The state with the best tax laws and the most business-friendly climate is Delaware. The Delaware LLC structure is a useful tool for small business owners, as it provides them with legal protection, tax savings, asset protection, and a professional brand image.

Refer to Delaware LLC formation for more information.

Reach out to us at Relin Consultants – Leading Global Business Set Up Partners for further assistance.


What is the difference between a C Corporation and an S Corporation in the US?

According to IRS regulations, the standard (or default) corporation is a C corporation. The S corporation is a type of business that enjoys certain tax benefits because it has chosen to have a special tax status with the IRS.

What are the main factors to consider when choosing a business entity in the US?

Liability, registration, taxation, paperwork, funds, etc. are the factors to consider when choosing a business entity in the US.

Which business entity is best for a small business?
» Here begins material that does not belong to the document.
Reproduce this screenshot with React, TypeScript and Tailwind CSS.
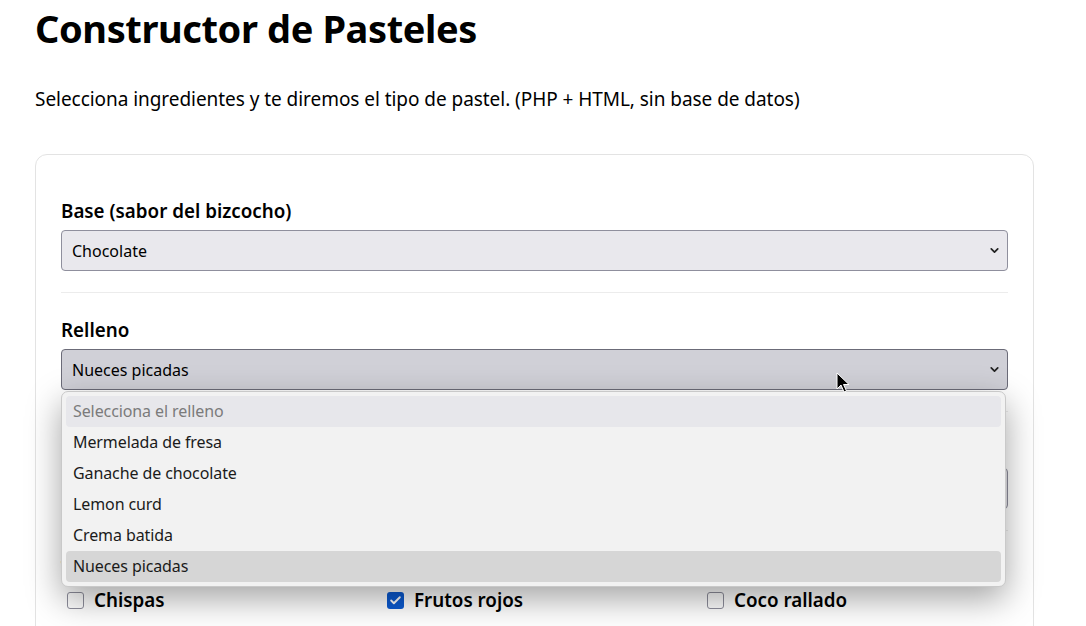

In the US, the Delaware LLC structure is a useful tool for small business owners, as it provides them with legal protection, tax savings, asset protection, and a professional brand image.

Can I change my business entity type later in the US?

Nobody is forced to stick with the decision they made at the beginning. They can create an LLC, a corporation, or another statutory entity if they began as a sole proprietorship or general partnership. Additionally, they can change the type of entity they use if they establish a statutory entity to own and run the company.